# YOUR GOAL
Each line containing the word "this" must be reported.

# DATA
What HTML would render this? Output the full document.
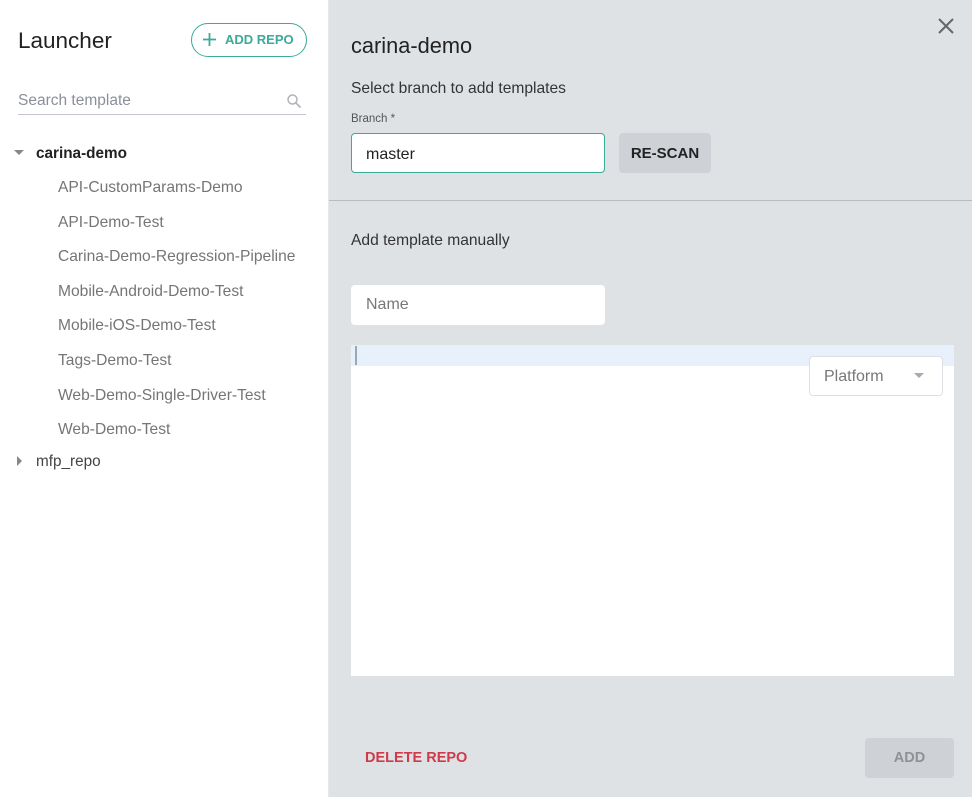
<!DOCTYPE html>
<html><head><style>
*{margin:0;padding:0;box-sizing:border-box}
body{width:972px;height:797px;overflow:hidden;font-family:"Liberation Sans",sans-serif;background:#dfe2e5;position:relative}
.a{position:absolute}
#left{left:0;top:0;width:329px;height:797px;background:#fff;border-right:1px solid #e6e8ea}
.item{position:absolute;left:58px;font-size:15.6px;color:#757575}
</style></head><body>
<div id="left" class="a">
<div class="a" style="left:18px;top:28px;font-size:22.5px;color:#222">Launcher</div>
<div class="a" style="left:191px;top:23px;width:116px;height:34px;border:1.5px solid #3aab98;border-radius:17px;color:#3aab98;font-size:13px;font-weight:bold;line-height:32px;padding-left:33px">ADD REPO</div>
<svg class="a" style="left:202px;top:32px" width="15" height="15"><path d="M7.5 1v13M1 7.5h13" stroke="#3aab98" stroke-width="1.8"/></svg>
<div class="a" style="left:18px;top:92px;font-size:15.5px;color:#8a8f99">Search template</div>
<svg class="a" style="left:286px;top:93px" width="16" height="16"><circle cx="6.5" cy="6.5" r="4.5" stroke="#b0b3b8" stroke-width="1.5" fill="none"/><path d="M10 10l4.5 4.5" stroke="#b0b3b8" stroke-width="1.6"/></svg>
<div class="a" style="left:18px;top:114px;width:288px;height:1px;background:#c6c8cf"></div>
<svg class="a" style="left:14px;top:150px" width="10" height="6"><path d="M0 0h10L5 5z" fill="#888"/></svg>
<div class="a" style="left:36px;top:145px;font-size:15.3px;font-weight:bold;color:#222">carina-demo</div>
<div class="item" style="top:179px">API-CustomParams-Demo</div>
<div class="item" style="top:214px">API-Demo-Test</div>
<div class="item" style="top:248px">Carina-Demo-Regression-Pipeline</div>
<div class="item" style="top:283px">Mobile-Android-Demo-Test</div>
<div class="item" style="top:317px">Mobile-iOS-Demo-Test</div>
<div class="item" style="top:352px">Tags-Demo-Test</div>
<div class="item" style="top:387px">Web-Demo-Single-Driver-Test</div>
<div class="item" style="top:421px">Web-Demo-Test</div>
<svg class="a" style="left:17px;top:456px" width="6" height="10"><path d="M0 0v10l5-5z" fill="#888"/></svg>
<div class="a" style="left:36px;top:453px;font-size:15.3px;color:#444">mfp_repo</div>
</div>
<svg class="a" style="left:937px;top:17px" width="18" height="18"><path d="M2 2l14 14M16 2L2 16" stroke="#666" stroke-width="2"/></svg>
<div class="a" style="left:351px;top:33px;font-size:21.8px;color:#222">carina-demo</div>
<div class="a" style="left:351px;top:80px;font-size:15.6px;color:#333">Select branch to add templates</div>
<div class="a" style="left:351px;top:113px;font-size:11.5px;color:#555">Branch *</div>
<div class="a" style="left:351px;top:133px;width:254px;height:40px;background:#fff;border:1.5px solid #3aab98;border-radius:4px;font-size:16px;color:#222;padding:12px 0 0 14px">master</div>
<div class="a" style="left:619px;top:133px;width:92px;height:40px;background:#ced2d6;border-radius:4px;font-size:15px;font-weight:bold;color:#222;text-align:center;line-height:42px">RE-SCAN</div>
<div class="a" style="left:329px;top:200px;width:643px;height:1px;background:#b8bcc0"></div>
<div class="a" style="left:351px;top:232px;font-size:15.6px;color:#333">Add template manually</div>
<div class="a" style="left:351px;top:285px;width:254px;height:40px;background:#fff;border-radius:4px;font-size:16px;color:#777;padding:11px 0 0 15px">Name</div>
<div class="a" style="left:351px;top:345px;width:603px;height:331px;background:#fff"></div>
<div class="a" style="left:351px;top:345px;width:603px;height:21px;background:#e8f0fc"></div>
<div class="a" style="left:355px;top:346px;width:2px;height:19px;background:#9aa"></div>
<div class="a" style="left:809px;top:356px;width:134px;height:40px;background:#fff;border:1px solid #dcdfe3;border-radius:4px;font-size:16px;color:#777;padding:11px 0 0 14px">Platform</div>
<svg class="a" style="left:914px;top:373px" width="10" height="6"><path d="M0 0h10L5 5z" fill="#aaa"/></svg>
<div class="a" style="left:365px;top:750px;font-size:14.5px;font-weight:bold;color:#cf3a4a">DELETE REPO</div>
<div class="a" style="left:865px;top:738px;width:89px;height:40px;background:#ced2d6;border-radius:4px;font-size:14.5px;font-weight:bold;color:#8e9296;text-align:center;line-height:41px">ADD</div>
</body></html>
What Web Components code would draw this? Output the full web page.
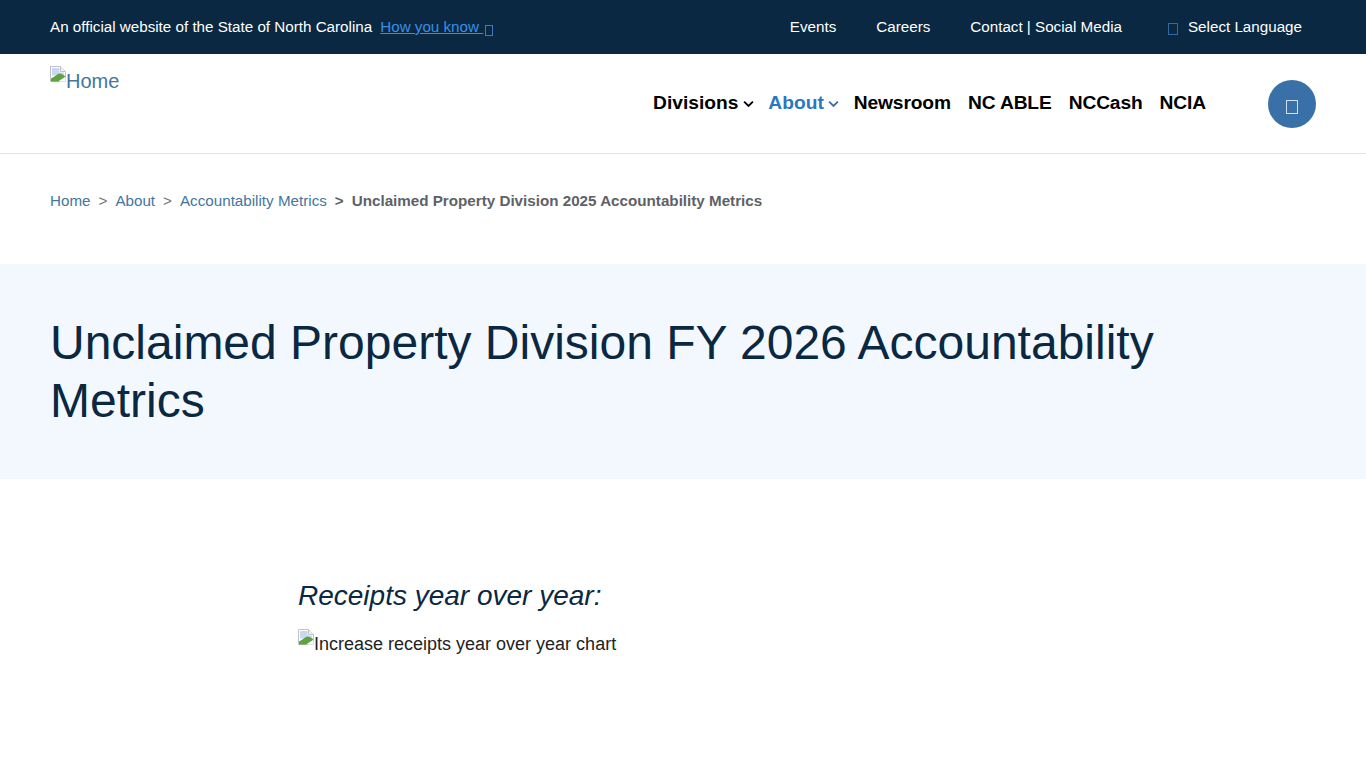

# EXERCISE RESPONSE
What HTML would render this? Output the full document.
What Web Components code would draw this? Output the full web page.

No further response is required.